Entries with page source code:
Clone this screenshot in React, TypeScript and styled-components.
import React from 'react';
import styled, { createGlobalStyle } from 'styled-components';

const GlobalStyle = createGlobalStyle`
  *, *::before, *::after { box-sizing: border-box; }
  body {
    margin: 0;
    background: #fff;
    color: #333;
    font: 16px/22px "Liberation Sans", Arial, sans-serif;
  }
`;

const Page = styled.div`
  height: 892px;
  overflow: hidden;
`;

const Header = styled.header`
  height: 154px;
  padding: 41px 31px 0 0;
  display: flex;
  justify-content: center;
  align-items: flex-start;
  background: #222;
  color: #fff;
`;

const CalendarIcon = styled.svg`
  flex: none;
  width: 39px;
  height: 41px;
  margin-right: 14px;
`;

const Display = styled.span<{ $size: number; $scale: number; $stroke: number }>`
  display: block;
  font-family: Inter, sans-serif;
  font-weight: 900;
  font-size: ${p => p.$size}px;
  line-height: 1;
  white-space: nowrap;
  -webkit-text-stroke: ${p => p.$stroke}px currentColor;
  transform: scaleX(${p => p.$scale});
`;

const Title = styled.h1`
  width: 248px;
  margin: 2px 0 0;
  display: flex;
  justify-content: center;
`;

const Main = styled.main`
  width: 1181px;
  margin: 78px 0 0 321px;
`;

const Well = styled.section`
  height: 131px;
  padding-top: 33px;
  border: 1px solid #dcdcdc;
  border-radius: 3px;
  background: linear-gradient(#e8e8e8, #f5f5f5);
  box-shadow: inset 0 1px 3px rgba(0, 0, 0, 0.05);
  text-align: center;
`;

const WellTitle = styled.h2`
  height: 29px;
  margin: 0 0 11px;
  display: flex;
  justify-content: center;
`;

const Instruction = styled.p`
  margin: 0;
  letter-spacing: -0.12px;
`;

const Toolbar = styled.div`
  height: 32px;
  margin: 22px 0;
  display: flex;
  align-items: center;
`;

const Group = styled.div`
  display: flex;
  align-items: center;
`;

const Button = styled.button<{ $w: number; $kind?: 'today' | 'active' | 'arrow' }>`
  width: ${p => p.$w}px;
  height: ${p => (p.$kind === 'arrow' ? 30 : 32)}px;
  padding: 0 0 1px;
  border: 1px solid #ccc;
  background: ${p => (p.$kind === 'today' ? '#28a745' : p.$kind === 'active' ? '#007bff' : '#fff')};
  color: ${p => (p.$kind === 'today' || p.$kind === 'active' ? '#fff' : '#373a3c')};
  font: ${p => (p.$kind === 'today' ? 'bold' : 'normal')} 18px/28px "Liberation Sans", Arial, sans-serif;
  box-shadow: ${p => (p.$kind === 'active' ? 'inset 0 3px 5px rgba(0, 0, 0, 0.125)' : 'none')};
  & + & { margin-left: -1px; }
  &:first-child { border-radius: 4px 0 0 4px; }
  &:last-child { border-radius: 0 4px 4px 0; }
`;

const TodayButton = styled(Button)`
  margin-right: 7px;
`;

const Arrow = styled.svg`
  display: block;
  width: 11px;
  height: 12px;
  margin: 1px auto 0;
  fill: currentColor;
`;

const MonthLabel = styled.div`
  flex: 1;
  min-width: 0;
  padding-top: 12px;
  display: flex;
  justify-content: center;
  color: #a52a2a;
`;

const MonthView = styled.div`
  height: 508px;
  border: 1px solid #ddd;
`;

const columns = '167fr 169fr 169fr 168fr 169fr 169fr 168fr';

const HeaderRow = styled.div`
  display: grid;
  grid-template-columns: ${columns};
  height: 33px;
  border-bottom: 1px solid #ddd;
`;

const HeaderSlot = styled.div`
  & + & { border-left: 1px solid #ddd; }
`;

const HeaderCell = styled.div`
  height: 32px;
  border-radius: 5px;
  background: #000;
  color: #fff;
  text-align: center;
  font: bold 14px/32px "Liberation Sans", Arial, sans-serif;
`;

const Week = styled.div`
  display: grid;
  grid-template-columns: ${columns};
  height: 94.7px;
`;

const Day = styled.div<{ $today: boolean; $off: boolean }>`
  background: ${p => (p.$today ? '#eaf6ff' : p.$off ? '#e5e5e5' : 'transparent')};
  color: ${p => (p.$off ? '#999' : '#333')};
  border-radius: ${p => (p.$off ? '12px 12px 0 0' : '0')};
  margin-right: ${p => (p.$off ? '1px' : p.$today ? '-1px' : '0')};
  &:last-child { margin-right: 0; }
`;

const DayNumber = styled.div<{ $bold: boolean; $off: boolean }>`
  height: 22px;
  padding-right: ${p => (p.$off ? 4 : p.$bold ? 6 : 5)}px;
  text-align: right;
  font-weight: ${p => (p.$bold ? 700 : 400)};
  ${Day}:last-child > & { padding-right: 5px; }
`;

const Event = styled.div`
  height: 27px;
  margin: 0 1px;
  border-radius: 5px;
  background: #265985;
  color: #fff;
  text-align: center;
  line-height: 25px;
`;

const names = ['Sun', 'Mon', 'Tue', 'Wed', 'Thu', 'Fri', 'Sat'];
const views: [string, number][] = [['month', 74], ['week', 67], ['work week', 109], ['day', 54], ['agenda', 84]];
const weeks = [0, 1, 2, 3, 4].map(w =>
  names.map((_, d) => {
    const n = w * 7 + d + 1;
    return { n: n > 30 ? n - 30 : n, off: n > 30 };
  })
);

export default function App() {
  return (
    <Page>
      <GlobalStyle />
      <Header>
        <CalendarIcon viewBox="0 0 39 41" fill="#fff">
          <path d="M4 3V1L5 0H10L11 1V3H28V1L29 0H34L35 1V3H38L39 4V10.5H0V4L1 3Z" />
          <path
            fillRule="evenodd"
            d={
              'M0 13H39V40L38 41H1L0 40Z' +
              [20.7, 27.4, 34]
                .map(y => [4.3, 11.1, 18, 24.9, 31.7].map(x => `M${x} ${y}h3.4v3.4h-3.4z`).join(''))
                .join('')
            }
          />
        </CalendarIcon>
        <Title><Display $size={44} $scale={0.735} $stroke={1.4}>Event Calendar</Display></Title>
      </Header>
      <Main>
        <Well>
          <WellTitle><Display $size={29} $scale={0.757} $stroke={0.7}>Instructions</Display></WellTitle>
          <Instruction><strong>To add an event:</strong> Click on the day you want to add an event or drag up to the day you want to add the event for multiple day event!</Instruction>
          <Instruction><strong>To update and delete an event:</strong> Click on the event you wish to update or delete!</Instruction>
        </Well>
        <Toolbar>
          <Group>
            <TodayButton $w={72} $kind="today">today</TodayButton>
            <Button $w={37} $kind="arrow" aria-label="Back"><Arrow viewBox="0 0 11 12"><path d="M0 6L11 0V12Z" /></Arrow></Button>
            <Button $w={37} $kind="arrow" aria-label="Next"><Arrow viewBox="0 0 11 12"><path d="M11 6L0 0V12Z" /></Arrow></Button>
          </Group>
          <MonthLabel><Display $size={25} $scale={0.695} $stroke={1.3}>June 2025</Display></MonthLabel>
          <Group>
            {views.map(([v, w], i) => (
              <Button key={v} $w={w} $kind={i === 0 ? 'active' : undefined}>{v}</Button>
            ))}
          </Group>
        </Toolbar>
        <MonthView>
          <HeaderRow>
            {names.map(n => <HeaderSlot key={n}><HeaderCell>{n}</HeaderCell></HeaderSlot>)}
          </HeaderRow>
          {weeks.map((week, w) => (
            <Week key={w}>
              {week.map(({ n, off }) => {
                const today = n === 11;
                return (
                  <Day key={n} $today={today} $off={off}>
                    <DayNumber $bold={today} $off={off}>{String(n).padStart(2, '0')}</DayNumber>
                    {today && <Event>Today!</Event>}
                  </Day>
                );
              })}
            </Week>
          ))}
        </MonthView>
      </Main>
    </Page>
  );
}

==

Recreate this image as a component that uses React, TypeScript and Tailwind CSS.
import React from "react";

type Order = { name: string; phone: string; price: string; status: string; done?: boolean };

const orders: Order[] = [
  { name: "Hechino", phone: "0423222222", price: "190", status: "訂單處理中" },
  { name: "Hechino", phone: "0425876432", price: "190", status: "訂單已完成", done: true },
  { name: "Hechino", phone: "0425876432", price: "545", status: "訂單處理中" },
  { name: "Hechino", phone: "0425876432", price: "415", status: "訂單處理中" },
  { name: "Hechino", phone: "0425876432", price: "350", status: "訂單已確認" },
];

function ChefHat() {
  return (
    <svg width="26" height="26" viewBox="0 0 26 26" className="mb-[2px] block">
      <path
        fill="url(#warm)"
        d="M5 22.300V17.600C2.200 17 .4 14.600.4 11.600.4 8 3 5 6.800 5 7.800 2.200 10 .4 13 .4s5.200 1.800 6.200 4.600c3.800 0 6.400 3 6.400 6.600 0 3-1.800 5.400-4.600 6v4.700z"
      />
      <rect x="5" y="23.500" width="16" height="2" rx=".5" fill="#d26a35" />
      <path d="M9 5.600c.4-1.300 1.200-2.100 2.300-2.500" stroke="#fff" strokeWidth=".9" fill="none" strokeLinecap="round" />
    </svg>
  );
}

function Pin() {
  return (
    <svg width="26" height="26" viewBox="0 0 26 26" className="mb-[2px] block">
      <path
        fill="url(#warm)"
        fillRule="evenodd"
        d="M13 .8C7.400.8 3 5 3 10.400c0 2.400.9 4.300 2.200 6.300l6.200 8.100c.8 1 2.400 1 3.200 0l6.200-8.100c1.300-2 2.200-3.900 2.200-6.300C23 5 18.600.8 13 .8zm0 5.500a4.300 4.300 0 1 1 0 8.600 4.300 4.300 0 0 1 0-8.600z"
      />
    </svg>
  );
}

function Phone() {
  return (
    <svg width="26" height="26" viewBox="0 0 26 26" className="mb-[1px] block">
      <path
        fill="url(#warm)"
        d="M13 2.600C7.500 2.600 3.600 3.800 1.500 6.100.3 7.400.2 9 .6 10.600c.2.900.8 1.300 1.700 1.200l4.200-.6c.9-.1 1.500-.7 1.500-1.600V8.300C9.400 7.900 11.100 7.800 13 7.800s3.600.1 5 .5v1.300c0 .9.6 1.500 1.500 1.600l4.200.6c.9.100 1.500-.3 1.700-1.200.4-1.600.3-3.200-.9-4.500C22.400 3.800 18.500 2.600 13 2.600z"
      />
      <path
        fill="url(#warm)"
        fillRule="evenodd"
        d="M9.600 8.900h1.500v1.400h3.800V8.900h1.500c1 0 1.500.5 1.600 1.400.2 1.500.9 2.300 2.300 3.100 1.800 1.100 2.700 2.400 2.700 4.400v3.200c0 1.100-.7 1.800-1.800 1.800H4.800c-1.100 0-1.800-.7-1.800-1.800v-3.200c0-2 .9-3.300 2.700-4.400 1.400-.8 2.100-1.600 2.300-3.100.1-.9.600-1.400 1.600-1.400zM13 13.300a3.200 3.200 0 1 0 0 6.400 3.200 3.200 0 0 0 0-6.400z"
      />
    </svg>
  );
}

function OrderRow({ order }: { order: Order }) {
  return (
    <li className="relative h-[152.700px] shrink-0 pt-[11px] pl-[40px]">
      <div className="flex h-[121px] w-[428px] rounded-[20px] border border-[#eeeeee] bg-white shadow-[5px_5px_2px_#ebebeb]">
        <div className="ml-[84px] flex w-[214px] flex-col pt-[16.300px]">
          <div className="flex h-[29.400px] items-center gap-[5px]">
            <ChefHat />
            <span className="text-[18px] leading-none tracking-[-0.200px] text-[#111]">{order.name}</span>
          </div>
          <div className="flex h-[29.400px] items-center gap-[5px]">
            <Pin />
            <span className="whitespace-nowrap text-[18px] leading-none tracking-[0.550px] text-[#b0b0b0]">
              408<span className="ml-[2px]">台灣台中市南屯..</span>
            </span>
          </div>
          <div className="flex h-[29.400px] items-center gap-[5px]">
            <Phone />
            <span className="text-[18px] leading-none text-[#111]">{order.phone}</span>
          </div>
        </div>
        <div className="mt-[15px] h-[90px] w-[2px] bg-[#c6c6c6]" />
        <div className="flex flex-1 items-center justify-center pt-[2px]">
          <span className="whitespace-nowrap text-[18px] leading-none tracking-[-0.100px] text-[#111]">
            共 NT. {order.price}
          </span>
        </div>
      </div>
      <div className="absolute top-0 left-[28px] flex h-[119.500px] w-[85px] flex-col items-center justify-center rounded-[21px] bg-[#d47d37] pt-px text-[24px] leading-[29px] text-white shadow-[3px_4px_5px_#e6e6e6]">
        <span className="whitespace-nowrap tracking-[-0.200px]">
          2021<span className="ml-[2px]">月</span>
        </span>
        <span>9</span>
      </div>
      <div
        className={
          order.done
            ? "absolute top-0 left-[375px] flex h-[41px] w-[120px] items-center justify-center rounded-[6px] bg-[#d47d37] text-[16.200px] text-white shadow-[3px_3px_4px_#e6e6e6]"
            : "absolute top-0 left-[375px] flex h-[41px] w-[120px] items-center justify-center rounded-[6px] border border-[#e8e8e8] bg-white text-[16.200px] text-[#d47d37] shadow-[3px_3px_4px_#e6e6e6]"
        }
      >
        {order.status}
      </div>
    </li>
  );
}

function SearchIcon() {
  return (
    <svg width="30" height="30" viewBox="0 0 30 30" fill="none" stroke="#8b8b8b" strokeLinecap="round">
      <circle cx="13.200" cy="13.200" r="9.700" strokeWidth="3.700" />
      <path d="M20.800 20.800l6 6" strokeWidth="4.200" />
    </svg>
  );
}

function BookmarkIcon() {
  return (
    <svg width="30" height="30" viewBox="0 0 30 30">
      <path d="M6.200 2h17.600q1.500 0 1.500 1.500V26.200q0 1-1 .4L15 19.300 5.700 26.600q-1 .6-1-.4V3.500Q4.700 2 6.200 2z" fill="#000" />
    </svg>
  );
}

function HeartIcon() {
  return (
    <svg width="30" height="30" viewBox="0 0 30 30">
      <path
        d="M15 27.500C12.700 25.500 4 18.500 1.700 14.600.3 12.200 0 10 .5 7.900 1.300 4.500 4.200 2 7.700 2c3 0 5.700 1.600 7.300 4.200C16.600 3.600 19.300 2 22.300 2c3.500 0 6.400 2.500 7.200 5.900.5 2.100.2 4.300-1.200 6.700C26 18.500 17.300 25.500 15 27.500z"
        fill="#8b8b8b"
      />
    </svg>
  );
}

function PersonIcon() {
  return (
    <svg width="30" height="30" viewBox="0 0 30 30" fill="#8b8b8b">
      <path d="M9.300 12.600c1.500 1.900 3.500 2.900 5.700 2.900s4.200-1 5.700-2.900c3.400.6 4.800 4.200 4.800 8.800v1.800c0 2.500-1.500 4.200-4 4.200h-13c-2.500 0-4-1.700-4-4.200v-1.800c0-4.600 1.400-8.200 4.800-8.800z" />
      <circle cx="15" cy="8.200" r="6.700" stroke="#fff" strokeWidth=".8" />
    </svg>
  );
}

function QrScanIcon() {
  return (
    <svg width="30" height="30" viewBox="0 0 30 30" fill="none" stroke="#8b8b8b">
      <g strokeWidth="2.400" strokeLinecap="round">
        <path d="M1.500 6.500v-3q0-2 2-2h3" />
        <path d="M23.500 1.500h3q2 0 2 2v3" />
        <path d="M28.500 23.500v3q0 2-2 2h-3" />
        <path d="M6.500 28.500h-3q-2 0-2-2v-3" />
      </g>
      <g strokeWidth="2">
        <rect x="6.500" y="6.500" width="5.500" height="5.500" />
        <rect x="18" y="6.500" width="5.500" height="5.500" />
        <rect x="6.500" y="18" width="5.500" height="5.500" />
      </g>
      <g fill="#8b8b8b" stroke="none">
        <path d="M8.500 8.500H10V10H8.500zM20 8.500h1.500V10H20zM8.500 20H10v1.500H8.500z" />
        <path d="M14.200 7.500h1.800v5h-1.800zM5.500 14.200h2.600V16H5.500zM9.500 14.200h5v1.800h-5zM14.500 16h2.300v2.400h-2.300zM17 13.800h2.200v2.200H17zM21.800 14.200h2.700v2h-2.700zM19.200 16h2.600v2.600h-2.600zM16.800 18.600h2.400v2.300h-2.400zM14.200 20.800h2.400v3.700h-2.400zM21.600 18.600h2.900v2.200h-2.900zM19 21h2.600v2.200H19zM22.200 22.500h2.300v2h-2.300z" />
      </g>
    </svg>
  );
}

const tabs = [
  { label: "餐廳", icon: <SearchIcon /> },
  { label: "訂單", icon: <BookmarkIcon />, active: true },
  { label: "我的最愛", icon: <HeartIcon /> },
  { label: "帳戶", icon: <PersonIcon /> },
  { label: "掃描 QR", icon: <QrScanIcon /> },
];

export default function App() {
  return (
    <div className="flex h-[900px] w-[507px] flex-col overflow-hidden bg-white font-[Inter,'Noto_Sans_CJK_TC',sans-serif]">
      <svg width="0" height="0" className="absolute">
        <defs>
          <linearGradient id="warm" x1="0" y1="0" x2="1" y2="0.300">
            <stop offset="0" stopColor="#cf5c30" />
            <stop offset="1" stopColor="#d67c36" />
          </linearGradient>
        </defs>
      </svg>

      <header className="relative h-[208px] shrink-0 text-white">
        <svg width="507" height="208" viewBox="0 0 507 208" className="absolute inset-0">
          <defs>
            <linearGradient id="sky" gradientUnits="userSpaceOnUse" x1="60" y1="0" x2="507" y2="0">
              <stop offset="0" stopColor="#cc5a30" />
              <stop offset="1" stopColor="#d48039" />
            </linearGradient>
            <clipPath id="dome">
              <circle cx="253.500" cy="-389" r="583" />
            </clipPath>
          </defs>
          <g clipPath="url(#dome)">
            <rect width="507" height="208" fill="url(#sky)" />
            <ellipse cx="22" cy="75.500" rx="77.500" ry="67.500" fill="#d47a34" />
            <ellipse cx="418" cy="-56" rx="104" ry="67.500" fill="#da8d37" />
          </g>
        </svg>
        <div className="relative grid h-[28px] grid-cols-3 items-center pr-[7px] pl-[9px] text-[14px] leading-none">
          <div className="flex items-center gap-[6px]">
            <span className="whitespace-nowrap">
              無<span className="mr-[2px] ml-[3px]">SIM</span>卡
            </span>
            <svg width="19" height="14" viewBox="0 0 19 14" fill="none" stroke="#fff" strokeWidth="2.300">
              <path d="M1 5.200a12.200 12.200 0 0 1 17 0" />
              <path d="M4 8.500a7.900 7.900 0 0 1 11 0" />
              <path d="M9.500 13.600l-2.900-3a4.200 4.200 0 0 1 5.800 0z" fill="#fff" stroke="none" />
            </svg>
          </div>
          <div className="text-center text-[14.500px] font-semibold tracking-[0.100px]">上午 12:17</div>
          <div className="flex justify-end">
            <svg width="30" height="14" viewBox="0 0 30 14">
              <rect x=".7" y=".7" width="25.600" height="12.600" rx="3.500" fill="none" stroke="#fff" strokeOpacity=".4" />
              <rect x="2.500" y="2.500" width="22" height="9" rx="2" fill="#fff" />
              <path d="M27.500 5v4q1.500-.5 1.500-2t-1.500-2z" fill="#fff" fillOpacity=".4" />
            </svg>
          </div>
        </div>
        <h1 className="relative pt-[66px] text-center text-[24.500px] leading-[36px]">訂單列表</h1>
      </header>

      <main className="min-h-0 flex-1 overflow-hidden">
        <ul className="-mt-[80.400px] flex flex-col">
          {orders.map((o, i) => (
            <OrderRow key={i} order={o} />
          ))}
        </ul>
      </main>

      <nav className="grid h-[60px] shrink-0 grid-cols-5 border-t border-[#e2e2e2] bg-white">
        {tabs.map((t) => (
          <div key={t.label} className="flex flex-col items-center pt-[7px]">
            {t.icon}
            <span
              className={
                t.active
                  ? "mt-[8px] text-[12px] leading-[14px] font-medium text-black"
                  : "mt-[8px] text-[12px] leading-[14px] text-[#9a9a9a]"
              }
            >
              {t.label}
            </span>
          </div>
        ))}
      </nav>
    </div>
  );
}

**SET TASK:** Check every line of the data above for the string "React", and copy those that have it.

**OUTPUT OF THE EXERCISE:**
Clone this screenshot in React, TypeScript and styled-components.
import React from 'react';
Recreate this image as a component that uses React, TypeScript and Tailwind CSS.
import React from "react";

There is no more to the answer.